▸ Aim:
Return all the data below as it stands, minus the pictures.

▸ Supplied material:
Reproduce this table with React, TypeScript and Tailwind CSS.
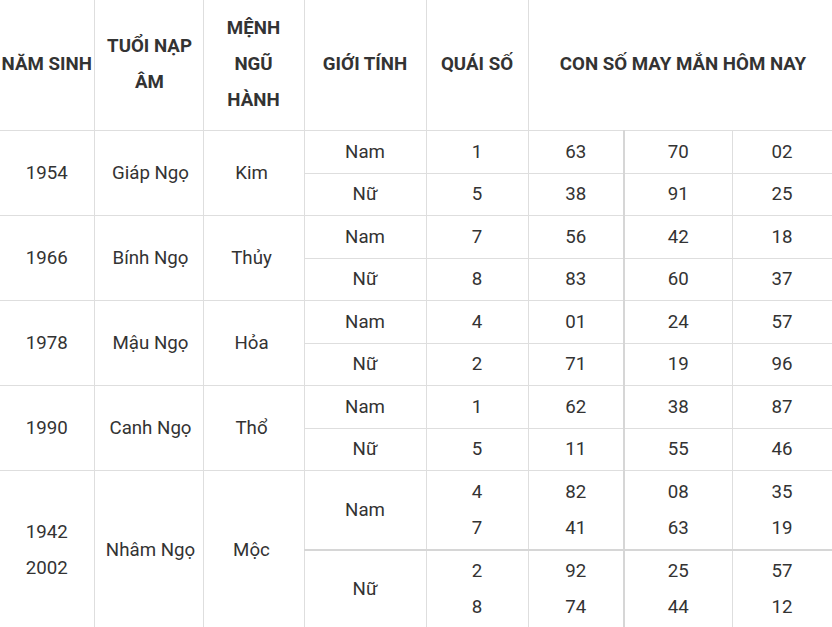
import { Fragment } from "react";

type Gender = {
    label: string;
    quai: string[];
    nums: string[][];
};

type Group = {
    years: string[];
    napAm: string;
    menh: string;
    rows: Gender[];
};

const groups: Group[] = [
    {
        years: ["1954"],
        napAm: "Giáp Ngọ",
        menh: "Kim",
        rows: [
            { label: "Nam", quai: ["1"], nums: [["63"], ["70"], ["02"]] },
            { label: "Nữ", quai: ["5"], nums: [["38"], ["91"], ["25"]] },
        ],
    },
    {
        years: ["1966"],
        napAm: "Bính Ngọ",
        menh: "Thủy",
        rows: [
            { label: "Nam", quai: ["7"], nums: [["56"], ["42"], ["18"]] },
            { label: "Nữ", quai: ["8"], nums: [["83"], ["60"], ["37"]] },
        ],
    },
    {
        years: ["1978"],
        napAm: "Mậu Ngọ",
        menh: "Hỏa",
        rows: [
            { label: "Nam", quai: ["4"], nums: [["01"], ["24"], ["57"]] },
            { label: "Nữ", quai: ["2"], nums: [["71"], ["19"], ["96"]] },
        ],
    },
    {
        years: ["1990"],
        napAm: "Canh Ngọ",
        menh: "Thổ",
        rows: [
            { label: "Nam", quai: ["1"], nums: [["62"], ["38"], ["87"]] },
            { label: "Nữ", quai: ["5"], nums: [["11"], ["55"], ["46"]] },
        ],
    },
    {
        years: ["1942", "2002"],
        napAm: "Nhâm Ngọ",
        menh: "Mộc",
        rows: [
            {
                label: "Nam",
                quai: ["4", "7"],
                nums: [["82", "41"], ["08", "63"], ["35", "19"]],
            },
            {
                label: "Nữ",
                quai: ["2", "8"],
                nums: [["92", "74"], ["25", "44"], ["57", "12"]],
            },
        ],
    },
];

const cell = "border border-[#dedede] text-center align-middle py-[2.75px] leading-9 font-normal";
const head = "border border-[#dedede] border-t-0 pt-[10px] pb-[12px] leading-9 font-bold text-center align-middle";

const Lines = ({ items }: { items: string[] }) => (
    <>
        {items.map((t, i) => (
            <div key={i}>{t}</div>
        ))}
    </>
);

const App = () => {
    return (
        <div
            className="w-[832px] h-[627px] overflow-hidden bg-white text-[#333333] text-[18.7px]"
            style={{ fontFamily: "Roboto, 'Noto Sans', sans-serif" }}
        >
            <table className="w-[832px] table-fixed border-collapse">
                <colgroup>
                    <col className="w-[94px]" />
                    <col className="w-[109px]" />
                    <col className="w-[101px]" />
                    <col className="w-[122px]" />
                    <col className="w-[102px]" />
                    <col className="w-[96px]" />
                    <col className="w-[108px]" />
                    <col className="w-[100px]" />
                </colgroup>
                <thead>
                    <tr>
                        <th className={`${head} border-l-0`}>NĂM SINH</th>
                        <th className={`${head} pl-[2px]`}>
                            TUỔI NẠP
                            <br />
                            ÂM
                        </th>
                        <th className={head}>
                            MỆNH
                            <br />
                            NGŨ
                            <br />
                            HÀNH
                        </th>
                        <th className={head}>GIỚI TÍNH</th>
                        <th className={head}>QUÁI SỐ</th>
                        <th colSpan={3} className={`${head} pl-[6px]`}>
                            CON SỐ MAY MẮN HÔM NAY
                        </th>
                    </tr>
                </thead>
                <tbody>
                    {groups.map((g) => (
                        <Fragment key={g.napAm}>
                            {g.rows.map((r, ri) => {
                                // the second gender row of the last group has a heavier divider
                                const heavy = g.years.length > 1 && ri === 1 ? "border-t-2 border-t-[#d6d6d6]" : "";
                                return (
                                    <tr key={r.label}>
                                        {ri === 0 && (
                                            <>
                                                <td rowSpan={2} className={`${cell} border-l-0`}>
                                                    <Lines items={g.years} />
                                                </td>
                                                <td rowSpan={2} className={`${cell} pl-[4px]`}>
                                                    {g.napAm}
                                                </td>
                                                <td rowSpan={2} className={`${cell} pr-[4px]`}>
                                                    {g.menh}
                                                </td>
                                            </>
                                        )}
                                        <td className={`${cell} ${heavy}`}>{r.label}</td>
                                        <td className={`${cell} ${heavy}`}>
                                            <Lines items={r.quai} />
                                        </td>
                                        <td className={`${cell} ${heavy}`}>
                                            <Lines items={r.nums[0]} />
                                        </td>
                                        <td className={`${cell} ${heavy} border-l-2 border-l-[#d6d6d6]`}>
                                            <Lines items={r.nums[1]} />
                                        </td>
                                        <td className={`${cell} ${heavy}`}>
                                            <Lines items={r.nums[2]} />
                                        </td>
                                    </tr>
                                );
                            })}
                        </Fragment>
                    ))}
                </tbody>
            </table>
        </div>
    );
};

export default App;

▸ Result of this task:
Reproduce this table with React, TypeScript and Tailwind CSS.
import { Fragment } from "react";

type Gender = {
    label: string;
    quai: string[];
    nums: string[][];
};

type Group = {
    years: string[];
    napAm: string;
    menh: string;
    rows: Gender[];
};

const groups: Group[] = [
    {
        years: ["1954"],
        napAm: "Giáp Ngọ",
        menh: "Kim",
        rows: [
            { label: "Nam", quai: ["1"], nums: [["63"], ["70"], ["02"]] },
            { label: "Nữ", quai: ["5"], nums: [["38"], ["91"], ["25"]] },
        ],
    },
    {
        years: ["1966"],
        napAm: "Bính Ngọ",
        menh: "Thủy",
        rows: [
            { label: "Nam", quai: ["7"], nums: [["56"], ["42"], ["18"]] },
            { label: "Nữ", quai: ["8"], nums: [["83"], ["60"], ["37"]] },
        ],
    },
    {
        years: ["1978"],
        napAm: "Mậu Ngọ",
        menh: "Hỏa",
        rows: [
            { label: "Nam", quai: ["4"], nums: [["01"], ["24"], ["57"]] },
            { label: "Nữ", quai: ["2"], nums: [["71"], ["19"], ["96"]] },
        ],
    },
    {
        years: ["1990"],
        napAm: "Canh Ngọ",
        menh: "Thổ",
        rows: [
            { label: "Nam", quai: ["1"], nums: [["62"], ["38"], ["87"]] },
            { label: "Nữ", quai: ["5"], nums: [["11"], ["55"], ["46"]] },
        ],
    },
    {
        years: ["1942", "2002"],
        napAm: "Nhâm Ngọ",
        menh: "Mộc",
        rows: [
            {
                label: "Nam",
                quai: ["4", "7"],
                nums: [["82", "41"], ["08", "63"], ["35", "19"]],
            },
            {
                label: "Nữ",
                quai: ["2", "8"],
                nums: [["92", "74"], ["25", "44"], ["57", "12"]],
            },
        ],
    },
];

const cell = "border border-[#dedede] text-center align-middle py-[2.75px] leading-9 font-normal";
const head = "border border-[#dedede] border-t-0 pt-[10px] pb-[12px] leading-9 font-bold text-center align-middle";

const Lines = ({ items }: { items: string[] }) => (
    <>
        {items.map((t, i) => (
            <div key={i}>{t}</div>
        ))}
    </>
);

const App = () => {
    return (
        <div
            className="w-[832px] h-[627px] overflow-hidden bg-white text-[#333333] text-[18.7px]"
            style={{ fontFamily: "Roboto, 'Noto Sans', sans-serif" }}
        >
            <table className="w-[832px] table-fixed border-collapse">
                <colgroup>
                    <col className="w-[94px]" />
                    <col className="w-[109px]" />
                    <col className="w-[101px]" />
                    <col className="w-[122px]" />
                    <col className="w-[102px]" />
                    <col className="w-[96px]" />
                    <col className="w-[108px]" />
                    <col className="w-[100px]" />
                </colgroup>
                <thead>
                    <tr>
                        <th className={`${head} border-l-0`}>NĂM SINH</th>
                        <th className={`${head} pl-[2px]`}>
                            TUỔI NẠP
                            <br />
                            ÂM
                        </th>
                        <th className={head}>
                            MỆNH
                            <br />
                            NGŨ
                            <br />
                            HÀNH
                        </th>
                        <th className={head}>GIỚI TÍNH</th>
                        <th className={head}>QUÁI SỐ</th>
                        <th colSpan={3} className={`${head} pl-[6px]`}>
                            CON SỐ MAY MẮN HÔM NAY
                        </th>
                    </tr>
                </thead>
                <tbody>
                    {groups.map((g) => (
                        <Fragment key={g.napAm}>
                            {g.rows.map((r, ri) => {
                                // the second gender row of the last group has a heavier divider
                                const heavy = g.years.length > 1 && ri === 1 ? "border-t-2 border-t-[#d6d6d6]" : "";
                                return (
                                    <tr key={r.label}>
                                        {ri === 0 && (
                                            <>
                                                <td rowSpan={2} className={`${cell} border-l-0`}>
                                                    <Lines items={g.years} />
                                                </td>
                                                <td rowSpan={2} className={`${cell} pl-[4px]`}>
                                                    {g.napAm}
                                                </td>
                                                <td rowSpan={2} className={`${cell} pr-[4px]`}>
                                                    {g.menh}
                                                </td>
                                            </>
                                        )}
                                        <td className={`${cell} ${heavy}`}>{r.label}</td>
                                        <td className={`${cell} ${heavy}`}>
                                            <Lines items={r.quai} />
                                        </td>
                                        <td className={`${cell} ${heavy}`}>
                                            <Lines items={r.nums[0]} />
                                        </td>
                                        <td className={`${cell} ${heavy} border-l-2 border-l-[#d6d6d6]`}>
                                            <Lines items={r.nums[1]} />
                                        </td>
                                        <td className={`${cell} ${heavy}`}>
                                            <Lines items={r.nums[2]} />
                                        </td>
                                    </tr>
                                );
                            })}
                        </Fragment>
                    ))}
                </tbody>
            </table>
        </div>
    );
};

export default App;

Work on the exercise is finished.